> **COLLECTED DATA**:
....
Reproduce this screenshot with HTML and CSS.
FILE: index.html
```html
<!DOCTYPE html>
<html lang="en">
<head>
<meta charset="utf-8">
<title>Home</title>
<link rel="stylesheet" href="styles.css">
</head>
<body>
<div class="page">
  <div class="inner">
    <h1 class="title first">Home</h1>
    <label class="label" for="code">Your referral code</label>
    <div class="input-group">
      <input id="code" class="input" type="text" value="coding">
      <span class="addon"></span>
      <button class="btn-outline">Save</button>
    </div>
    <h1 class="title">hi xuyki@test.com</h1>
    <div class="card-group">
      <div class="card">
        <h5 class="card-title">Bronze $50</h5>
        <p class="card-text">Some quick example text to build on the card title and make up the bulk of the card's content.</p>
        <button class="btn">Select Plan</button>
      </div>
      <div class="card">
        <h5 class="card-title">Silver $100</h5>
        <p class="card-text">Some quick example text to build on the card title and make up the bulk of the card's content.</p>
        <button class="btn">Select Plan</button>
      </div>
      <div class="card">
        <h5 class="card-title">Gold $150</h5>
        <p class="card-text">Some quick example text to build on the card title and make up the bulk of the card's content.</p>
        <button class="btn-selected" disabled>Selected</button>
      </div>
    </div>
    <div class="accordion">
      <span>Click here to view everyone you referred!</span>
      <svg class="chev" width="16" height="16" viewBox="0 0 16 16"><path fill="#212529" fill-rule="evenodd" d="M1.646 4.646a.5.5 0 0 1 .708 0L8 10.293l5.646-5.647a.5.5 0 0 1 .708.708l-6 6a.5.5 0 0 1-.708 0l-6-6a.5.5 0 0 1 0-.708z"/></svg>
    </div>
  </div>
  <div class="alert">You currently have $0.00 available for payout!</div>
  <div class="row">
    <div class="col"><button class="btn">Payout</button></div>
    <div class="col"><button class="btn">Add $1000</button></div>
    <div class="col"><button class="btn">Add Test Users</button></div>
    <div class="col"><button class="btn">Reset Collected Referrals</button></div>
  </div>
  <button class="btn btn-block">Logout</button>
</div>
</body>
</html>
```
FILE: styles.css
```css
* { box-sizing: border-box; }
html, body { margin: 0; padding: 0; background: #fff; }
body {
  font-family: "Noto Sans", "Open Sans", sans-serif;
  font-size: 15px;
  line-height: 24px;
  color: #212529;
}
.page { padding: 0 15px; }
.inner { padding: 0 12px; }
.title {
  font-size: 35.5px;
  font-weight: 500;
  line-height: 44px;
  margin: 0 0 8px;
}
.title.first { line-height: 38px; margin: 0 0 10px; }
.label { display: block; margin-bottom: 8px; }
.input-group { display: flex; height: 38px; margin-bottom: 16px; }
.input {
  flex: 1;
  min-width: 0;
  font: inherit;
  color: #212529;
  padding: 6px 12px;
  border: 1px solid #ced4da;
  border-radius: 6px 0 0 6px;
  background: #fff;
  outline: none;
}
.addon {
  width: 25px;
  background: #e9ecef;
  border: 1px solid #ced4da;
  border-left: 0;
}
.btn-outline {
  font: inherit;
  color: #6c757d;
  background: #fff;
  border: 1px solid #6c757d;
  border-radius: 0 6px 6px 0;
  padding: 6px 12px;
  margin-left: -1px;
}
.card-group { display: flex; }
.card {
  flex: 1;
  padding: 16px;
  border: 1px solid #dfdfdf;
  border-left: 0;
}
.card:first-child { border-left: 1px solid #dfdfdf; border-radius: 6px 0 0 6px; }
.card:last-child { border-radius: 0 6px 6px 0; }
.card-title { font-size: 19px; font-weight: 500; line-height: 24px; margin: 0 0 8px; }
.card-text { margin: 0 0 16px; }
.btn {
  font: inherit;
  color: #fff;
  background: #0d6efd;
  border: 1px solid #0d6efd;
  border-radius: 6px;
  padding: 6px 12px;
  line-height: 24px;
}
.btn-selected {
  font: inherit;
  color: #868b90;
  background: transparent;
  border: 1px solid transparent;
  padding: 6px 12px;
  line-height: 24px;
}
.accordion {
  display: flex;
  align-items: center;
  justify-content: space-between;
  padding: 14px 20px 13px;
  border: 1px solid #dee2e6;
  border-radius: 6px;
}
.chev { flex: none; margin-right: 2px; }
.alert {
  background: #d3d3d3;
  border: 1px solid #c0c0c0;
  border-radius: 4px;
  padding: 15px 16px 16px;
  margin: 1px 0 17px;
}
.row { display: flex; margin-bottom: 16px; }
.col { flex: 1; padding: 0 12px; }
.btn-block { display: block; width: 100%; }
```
....
> **TASK BRIEF**: Retype all the material above precisely, with no line left out.

> **OUTPUT**:
Reproduce this screenshot with HTML and CSS.
FILE: index.html
```html
<!DOCTYPE html>
<html lang="en">
<head>
<meta charset="utf-8">
<title>Home</title>
<link rel="stylesheet" href="styles.css">
</head>
<body>
<div class="page">
  <div class="inner">
    <h1 class="title first">Home</h1>
    <label class="label" for="code">Your referral code</label>
    <div class="input-group">
      <input id="code" class="input" type="text" value="coding">
      <span class="addon"></span>
      <button class="btn-outline">Save</button>
    </div>
    <h1 class="title">hi xuyki@test.com</h1>
    <div class="card-group">
      <div class="card">
        <h5 class="card-title">Bronze $50</h5>
        <p class="card-text">Some quick example text to build on the card title and make up the bulk of the card's content.</p>
        <button class="btn">Select Plan</button>
      </div>
      <div class="card">
        <h5 class="card-title">Silver $100</h5>
        <p class="card-text">Some quick example text to build on the card title and make up the bulk of the card's content.</p>
        <button class="btn">Select Plan</button>
      </div>
      <div class="card">
        <h5 class="card-title">Gold $150</h5>
        <p class="card-text">Some quick example text to build on the card title and make up the bulk of the card's content.</p>
        <button class="btn-selected" disabled>Selected</button>
      </div>
    </div>
    <div class="accordion">
      <span>Click here to view everyone you referred!</span>
      <svg class="chev" width="16" height="16" viewBox="0 0 16 16"><path fill="#212529" fill-rule="evenodd" d="M1.646 4.646a.5.5 0 0 1 .708 0L8 10.293l5.646-5.647a.5.5 0 0 1 .708.708l-6 6a.5.5 0 0 1-.708 0l-6-6a.5.5 0 0 1 0-.708z"/></svg>
    </div>
  </div>
  <div class="alert">You currently have $0.00 available for payout!</div>
  <div class="row">
    <div class="col"><button class="btn">Payout</button></div>
    <div class="col"><button class="btn">Add $1000</button></div>
    <div class="col"><button class="btn">Add Test Users</button></div>
    <div class="col"><button class="btn">Reset Collected Referrals</button></div>
  </div>
  <button class="btn btn-block">Logout</button>
</div>
</body>
</html>
```
FILE: styles.css
```css
* { box-sizing: border-box; }
html, body { margin: 0; padding: 0; background: #fff; }
body {
  font-family: "Noto Sans", "Open Sans", sans-serif;
  font-size: 15px;
  line-height: 24px;
  color: #212529;
}
.page { padding: 0 15px; }
.inner { padding: 0 12px; }
.title {
  font-size: 35.5px;
  font-weight: 500;
  line-height: 44px;
  margin: 0 0 8px;
}
.title.first { line-height: 38px; margin: 0 0 10px; }
.label { display: block; margin-bottom: 8px; }
.input-group { display: flex; height: 38px; margin-bottom: 16px; }
.input {
  flex: 1;
  min-width: 0;
  font: inherit;
  color: #212529;
  padding: 6px 12px;
  border: 1px solid #ced4da;
  border-radius: 6px 0 0 6px;
  background: #fff;
  outline: none;
}
.addon {
  width: 25px;
  background: #e9ecef;
  border: 1px solid #ced4da;
  border-left: 0;
}
.btn-outline {
  font: inherit;
  color: #6c757d;
  background: #fff;
  border: 1px solid #6c757d;
  border-radius: 0 6px 6px 0;
  padding: 6px 12px;
  margin-left: -1px;
}
.card-group { display: flex; }
.card {
  flex: 1;
  padding: 16px;
  border: 1px solid #dfdfdf;
  border-left: 0;
}
.card:first-child { border-left: 1px solid #dfdfdf; border-radius: 6px 0 0 6px; }
.card:last-child { border-radius: 0 6px 6px 0; }
.card-title { font-size: 19px; font-weight: 500; line-height: 24px; margin: 0 0 8px; }
.card-text { margin: 0 0 16px; }
.btn {
  font: inherit;
  color: #fff;
  background: #0d6efd;
  border: 1px solid #0d6efd;
  border-radius: 6px;
  padding: 6px 12px;
  line-height: 24px;
}
.btn-selected {
  font: inherit;
  color: #868b90;
  background: transparent;
  border: 1px solid transparent;
  padding: 6px 12px;
  line-height: 24px;
}
.accordion {
  display: flex;
  align-items: center;
  justify-content: space-between;
  padding: 14px 20px 13px;
  border: 1px solid #dee2e6;
  border-radius: 6px;
}
.chev { flex: none; margin-right: 2px; }
.alert {
  background: #d3d3d3;
  border: 1px solid #c0c0c0;
  border-radius: 4px;
  padding: 15px 16px 16px;
  margin: 1px 0 17px;
}
.row { display: flex; margin-bottom: 16px; }
.col { flex: 1; padding: 0 12px; }
.btn-block { display: block; width: 100%; }
```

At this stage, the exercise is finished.